Newly elected board members include two International Liaisons: David Coplan representing Africa and Benjamin Soares representing Europe. The roles of the new international liaison positions involve the recruitment of international scholars to the AfAA and attending key events and anthropological conferences on behalf of the AfAA. In his capacity as liaison, David Coplan attended the meetings of the Pan-Africanist Anthropological Association (PAAA) in Cape Town and reported on the event. Benjamin Soares has started his recruitment work in Europe, but he stated that his task would be greatly enhanced once the website has been updated. An AfAA graduate student is also in place and attended the reception for AAA graduate student section representatives organized by Jason Gonzales.

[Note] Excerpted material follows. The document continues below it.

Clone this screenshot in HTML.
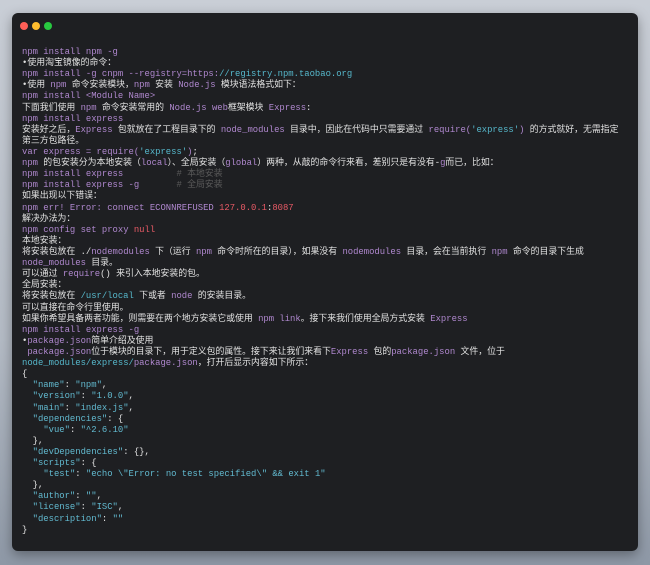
<!DOCTYPE html>
<html><head><meta charset="utf-8"><style>
html,body{margin:0;padding:0;width:650px;height:565px;overflow:hidden;background:linear-gradient(180deg,#c9ced6 0%,#b4bbc5 60%,#8e98a6 100%);}
.win{position:absolute;left:12px;top:13px;width:626px;height:538px;background:#1e1f22;border-radius:6px;box-shadow:0 4px 12px rgba(0,0,0,.35);}
.dot{position:absolute;top:9px;width:8px;height:8px;border-radius:50%;}
.t{position:absolute;left:10px;top:34px;font-family:"Liberation Mono","Noto Sans CJK SC",monospace;font-size:8.9px;color:#e2e2e2;}
.t div{height:11.12px;line-height:11.12px;white-space:pre;}
.p{color:#b088cf}.c{color:#56b8cc}.r{color:#e85a66}.g{color:#5a5a5a}.k{color:#62bad0}
</style></head><body>
<div class="win">
<div class="dot" style="left:8px;background:#fe5f57"></div>
<div class="dot" style="left:20px;background:#febc2e"></div>
<div class="dot" style="left:32px;background:#28c840"></div>
<div class="t">
<div><span class="p">npm install npm -g</span></div>
<div>•使用淘宝镜像的命令：</div>
<div><span class="p">npm install -g cnpm --registry=https:</span><span class="c">//registry.npm.taobao.org</span></div>
<div>•使用 <span class="p">npm</span> 命令安装模块，<span class="p">npm</span> 安装 <span class="p">Node.js</span> 模块语法格式如下：</div>
<div><span class="p">npm install &lt;Module Name&gt;</span></div>
<div>下面我们使用 <span class="p">npm</span> 命令安装常用的 <span class="p">Node.js web</span>框架模块 <span class="p">Express</span>:</div>
<div><span class="p">npm install express</span></div>
<div>安装好之后，<span class="p">Express</span> 包就放在了工程目录下的 <span class="p">node_modules</span> 目录中，因此在代码中只需要通过 <span class="p">require(</span><span class="c">'express'</span><span class="p">)</span> 的方式就好，无需指定</div>
<div>第三方包路径。</div>
<div><span class="p">var express = require(</span><span class="c">'express'</span><span class="p">)</span>;</div>
<div><span class="p">npm</span> 的包安装分为本地安装（<span class="p">local</span>）、全局安装（<span class="p">global</span>）两种，从敲的命令行来看，差别只是有没有-<span class="p">g</span>而已，比如：</div>
<div><span class="p">npm install express</span>          <span class="g"># 本地安装</span></div>
<div><span class="p">npm install express -g</span>       <span class="g"># 全局安装</span></div>
<div>如果出现以下错误：</div>
<div><span class="p">npm err! Error: connect ECONNREFUSED</span> <span class="r">127.0.0.1</span>:<span class="r">8087</span></div>
<div>解决办法为：</div>
<div><span class="p">npm config set proxy</span> <span class="r">null</span></div>
<div>本地安装：</div>
<div>将安装包放在 ./<span class="p">nodemodules</span> 下（运行 <span class="p">npm</span> 命令时所在的目录），如果没有 <span class="p">nodemodules</span> 目录，会在当前执行 <span class="p">npm</span> 命令的目录下生成</div>
<div><span class="p">node_modules</span> 目录。</div>
<div>可以通过 <span class="p">require</span>() 来引入本地安装的包。</div>
<div>全局安装：</div>
<div>将安装包放在 <span class="c">/usr/local</span> 下或者 <span class="p">node</span> 的安装目录。</div>
<div>可以直接在命令行里使用。</div>
<div>如果你希望具备两者功能，则需要在两个地方安装它或使用 <span class="p">npm link</span>。接下来我们使用全局方式安装 <span class="p">Express</span></div>
<div><span class="p">npm install express -g</span></div>
<div>•<span class="p">package.json</span>简单介绍及使用</div>
<div> <span class="p">package.json</span>位于模块的目录下，用于定义包的属性。接下来让我们来看下<span class="p">Express</span> 包的<span class="p">package.json</span> 文件，位于</div>
<div><span class="c">node_modules/express/</span><span class="p">package.json</span>，打开后显示内容如下所示：</div>
<div>{</div>
<div>  <span class="k">"name"</span>: <span class="k">"npm"</span>,</div>
<div>  <span class="k">"version"</span>: <span class="k">"1.0.0"</span>,</div>
<div>  <span class="k">"main"</span>: <span class="k">"index.js"</span>,</div>
<div>  <span class="k">"dependencies"</span>: {</div>
<div>    <span class="k">"vue"</span>: <span class="k">"^2.6.10"</span></div>
<div>  },</div>
<div>  <span class="k">"devDependencies"</span>: {},</div>
<div>  <span class="k">"scripts"</span>: {</div>
<div>    <span class="k">"test"</span>: <span class="k">"echo \"Error: no test specified\" &amp;&amp; exit 1"</span></div>
<div>  },</div>
<div>  <span class="k">"author"</span>: <span class="k">""</span>,</div>
<div>  <span class="k">"license"</span>: <span class="k">"ISC"</span>,</div>
<div>  <span class="k">"description"</span>: <span class="k">""</span></div>
<div>}</div>
</div>
</div>
</body></html>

On the whole, the AfAA accomplished a great deal during 2006. Our Executive Board is now solidified. We are still in search of a Nominations Committee, which will be particularly important for the election of new officers during the 2008 AAA elections. The Nominations Committee should be formalized before the 2007 AAA meetings so that we can discuss the nominations slate, which will include several key positions. It is also important that we review and adhere to our nominations bylaws so that a new President Elect will have enough time for appropriate preparation. The AfAA is now an extremely vital organization with renewed energy and expanded discussions. We hope to strengthen our outreach capacity by using this reinvigorated organizational structure.